:: Problem to solve ::
Which lines in the records below contain the word "this"? Copy each one out.

:: Entries shown ::
* BEGIN *

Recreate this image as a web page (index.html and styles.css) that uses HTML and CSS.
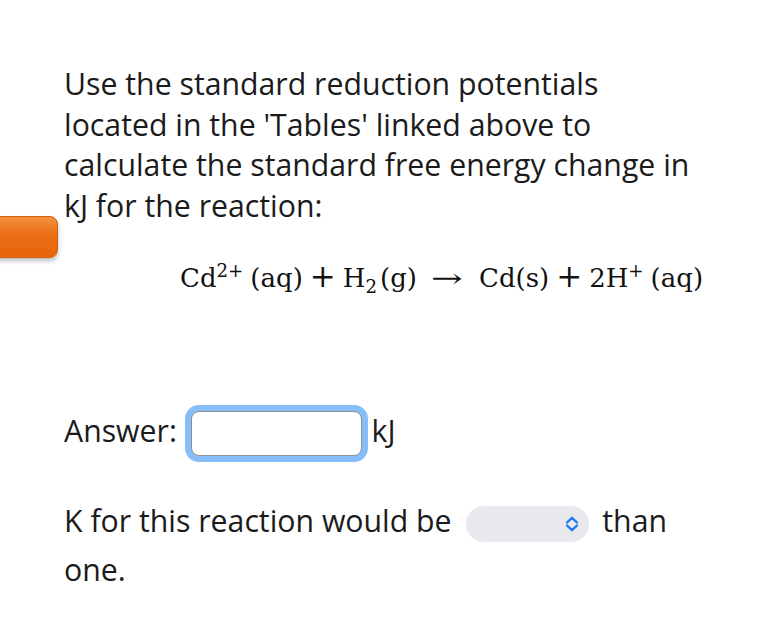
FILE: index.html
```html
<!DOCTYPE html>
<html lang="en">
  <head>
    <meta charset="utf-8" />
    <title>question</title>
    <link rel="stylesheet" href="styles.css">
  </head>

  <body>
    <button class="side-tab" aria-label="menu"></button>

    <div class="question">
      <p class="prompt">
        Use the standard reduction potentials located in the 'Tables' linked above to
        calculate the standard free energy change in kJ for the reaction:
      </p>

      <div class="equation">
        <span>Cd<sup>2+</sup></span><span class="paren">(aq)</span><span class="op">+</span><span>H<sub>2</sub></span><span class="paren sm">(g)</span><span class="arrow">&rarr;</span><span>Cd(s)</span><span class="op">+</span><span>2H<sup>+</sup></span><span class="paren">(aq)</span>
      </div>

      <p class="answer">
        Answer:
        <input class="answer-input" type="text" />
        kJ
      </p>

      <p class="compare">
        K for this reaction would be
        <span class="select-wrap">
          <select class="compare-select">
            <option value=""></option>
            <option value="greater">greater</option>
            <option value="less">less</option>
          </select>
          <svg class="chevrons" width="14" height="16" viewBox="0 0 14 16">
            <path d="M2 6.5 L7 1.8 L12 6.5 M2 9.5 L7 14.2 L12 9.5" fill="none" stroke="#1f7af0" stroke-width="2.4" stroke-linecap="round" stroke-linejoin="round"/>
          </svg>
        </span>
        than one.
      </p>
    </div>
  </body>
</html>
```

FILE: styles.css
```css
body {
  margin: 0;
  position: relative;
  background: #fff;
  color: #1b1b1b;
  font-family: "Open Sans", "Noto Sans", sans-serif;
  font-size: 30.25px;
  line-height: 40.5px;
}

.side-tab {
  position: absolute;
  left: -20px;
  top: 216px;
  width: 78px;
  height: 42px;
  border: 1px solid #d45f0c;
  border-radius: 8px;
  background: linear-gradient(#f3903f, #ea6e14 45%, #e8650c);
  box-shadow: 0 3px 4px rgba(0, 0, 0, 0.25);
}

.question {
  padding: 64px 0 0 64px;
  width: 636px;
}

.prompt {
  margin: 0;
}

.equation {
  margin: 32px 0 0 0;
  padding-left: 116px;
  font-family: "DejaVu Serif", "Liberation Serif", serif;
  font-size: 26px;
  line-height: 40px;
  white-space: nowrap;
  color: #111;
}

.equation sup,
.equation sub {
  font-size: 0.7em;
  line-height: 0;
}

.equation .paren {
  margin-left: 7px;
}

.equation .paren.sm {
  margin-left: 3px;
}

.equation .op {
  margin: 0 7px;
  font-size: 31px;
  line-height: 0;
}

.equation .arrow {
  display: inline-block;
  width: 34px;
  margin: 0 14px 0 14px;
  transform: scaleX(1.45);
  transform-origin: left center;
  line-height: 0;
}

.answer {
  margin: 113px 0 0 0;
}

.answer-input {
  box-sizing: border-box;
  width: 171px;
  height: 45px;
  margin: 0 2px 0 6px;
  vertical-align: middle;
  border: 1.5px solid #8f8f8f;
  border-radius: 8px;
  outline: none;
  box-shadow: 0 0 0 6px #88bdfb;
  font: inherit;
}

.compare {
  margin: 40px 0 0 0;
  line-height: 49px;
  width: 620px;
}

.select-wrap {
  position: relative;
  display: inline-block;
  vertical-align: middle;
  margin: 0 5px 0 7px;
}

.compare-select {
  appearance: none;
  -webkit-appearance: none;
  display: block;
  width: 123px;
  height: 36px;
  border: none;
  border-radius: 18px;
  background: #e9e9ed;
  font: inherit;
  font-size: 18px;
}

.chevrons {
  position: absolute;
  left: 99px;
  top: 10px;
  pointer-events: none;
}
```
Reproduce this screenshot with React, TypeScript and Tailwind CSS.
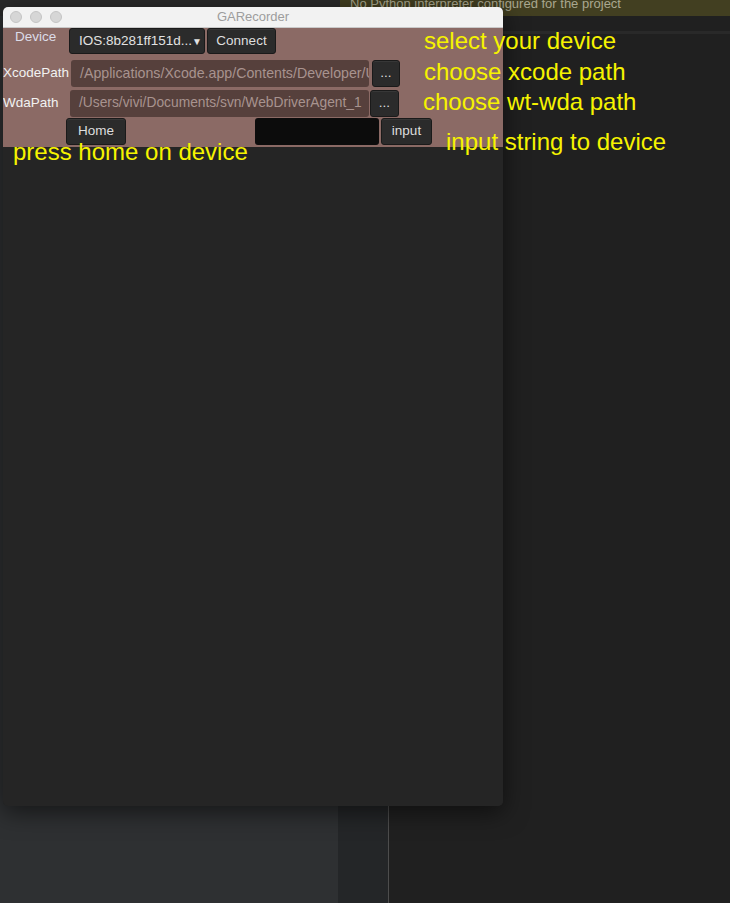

* END *

:: Response to the task ::
Recreate this image as a web page (index.html and styles.css) that uses HTML and CSS.
        K for this reaction would be
Reproduce this screenshot with React, TypeScript and Tailwind CSS.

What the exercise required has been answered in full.